> _TASK_:
Start at the line that contains "Give me the", stop at the line that contains "import React from 'react';", and repeat every line in that span, those two included, with no pictures.

** start of RECORDED INFORMATION **

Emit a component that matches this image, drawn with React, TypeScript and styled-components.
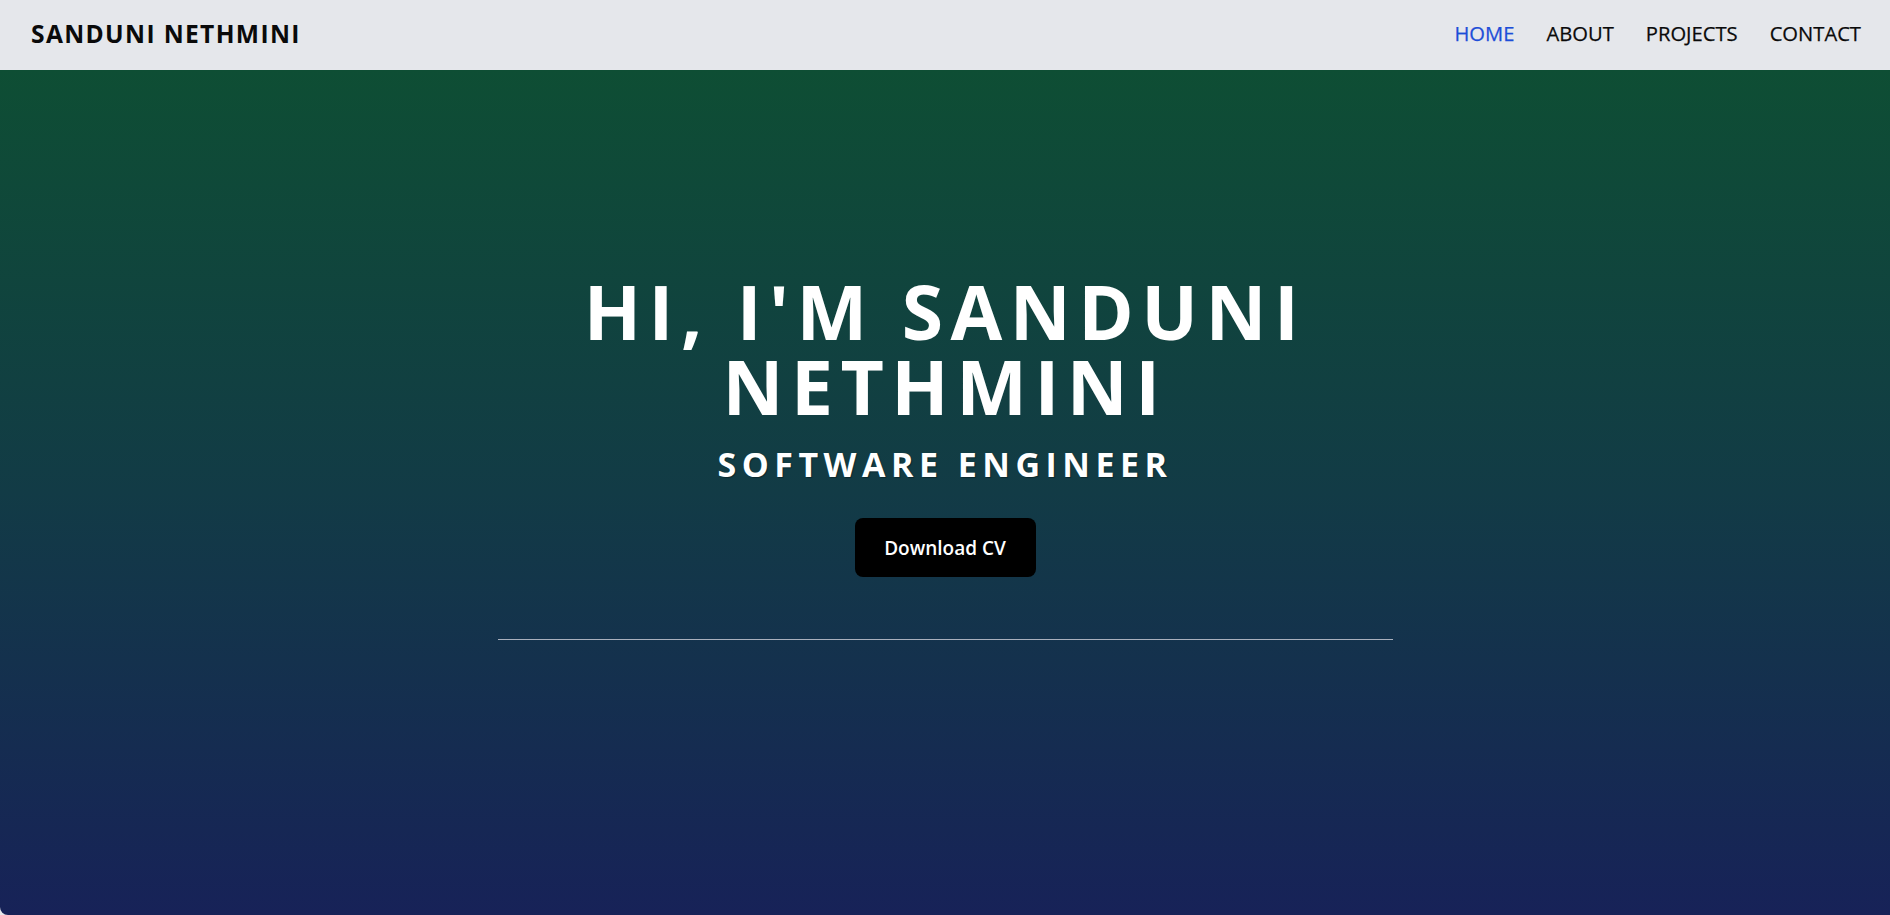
import React from "react";
import styled, { createGlobalStyle } from "styled-components";

const GlobalStyle = createGlobalStyle`
  html, body { margin: 0; padding: 0; }
  body {
    font-family: "Open Sans", "Noto Sans", "Liberation Sans", sans-serif;
    background: #e5e7eb;
  }
  * { box-sizing: border-box; }
`;

const Page = styled.div`
  display: flex;
  flex-direction: column;
  min-height: 915px;
`;

const NavBar = styled.header`
  height: 70px;
  flex: 0 0 70px;
  background: #e5e7eb;
  display: flex;
  align-items: center;
  justify-content: space-between;
  padding: 0 29px 4px 31px;
`;

const Logo = styled.div`
  font-size: 24.6px;
  font-weight: 700;
  letter-spacing: 1.35px;
  color: #0a0a0a;
`;

const NavLinks = styled.nav`
  display: flex;
  align-items: center;
  gap: 32px;
`;

const NavLink = styled.a<{ $active?: boolean }>`
  font-size: 20.2px;
  font-weight: 500;
  color: ${(p) => (p.$active ? "#1d4ed8" : "#0a0a0a")};
  text-decoration: none;
  cursor: pointer;
  -webkit-text-stroke: 0.25px currentColor;
`;

const Hero = styled.section`
  flex: 1;
  min-height: 845px;
  background: linear-gradient(to bottom, #0e4e34 0%, #123b46 50%, #172258 100%);
  border-bottom-left-radius: 8px;
  display: flex;
  flex-direction: column;
  align-items: center;
  padding-top: 204px;
`;

const Title = styled.h1`
  margin: 0;
  font-size: 75px;
  line-height: 75px;
  font-weight: 700;
  letter-spacing: 7.5px;
  color: #ffffff;
  text-align: center;
  max-width: 780px;
`;

const Subtitle = styled.h2`
  margin: 21px 0 0;
  font-size: 34px;
  line-height: 39px;
  font-weight: 700;
  letter-spacing: 5.5px;
  color: #ffffff;
  text-align: center;
  text-shadow: 1px 1px 1px rgba(0, 0, 0, 0.35);
`;

const DownloadButton = styled.button`
  margin-top: 34px;
  width: 181px;
  height: 59px;
  background: #000000;
  color: #ffffff;
  border: none;
  border-radius: 8px;
  font-family: inherit;
  font-size: 19px;
  font-weight: 600;
  cursor: pointer;
`;

const Divider = styled.hr`
  margin: 62px 0 0;
  width: 895px;
  border: none;
  height: 1px;
  background: #aab0bd;
`;

export default function App() {
  return (
    <>
      <GlobalStyle />
      <Page>
        <NavBar>
          <Logo>SANDUNI NETHMINI</Logo>
          <NavLinks>
            <NavLink $active>HOME</NavLink>
            <NavLink>ABOUT</NavLink>
            <NavLink>PROJECTS</NavLink>
            <NavLink>CONTACT</NavLink>
          </NavLinks>
        </NavBar>
        <Hero>
          <Title>HI, I'M SANDUNI NETHMINI</Title>
          <Subtitle>SOFTWARE ENGINEER</Subtitle>
          <DownloadButton>Download CV</DownloadButton>
          <Divider />
        </Hero>
      </Page>
    </>
  );
}
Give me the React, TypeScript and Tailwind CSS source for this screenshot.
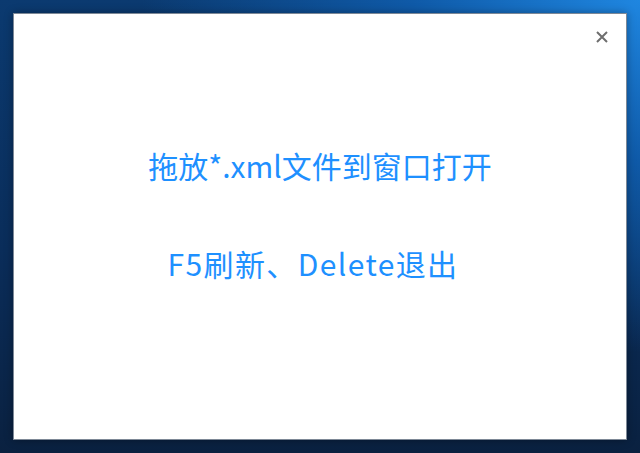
import React from 'react';

export default function App() {
  return (
    <div className="h-[453px] w-full overflow-hidden bg-[radial-gradient(ellipse_at_100%_0%,#1f86e0_0%,#0f5aa8_25%,transparent_55%),linear-gradient(to_bottom,#0b3a70_0%,#0a2d5a_55%,#0a2140_100%)] p-[13px]">
      <div className="relative h-full w-full border border-[#7d8896] bg-white shadow-[0_0_8px_rgba(0,0,0,0.35)]">
        <button className="absolute right-[18px] top-[16px] flex h-[13px] w-[13px] items-center justify-center">
          <svg width="12" height="12" viewBox="0 0 12 12">
            <path d="M1 1L11 11M11 1L1 11" stroke="#6e6e6e" strokeWidth="2" />
          </svg>
        </button>
        <div className="flex flex-col items-center pt-[133px] font-['Noto_Sans_CJK_SC',sans-serif] text-[30px] leading-[36px] text-[#1e90ff]">
          <div>拖放*.xml文件到窗口打开</div>
          <div className="mt-[62px] pr-[14px] tracking-[1.4px]">F5刷新、Delete退出</div>
        </div>
      </div>
    </div>
  );
}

** end of RECORDED INFORMATION **

> _TASK OUTPUT_:
Give me the React, TypeScript and Tailwind CSS source for this screenshot.
import React from 'react';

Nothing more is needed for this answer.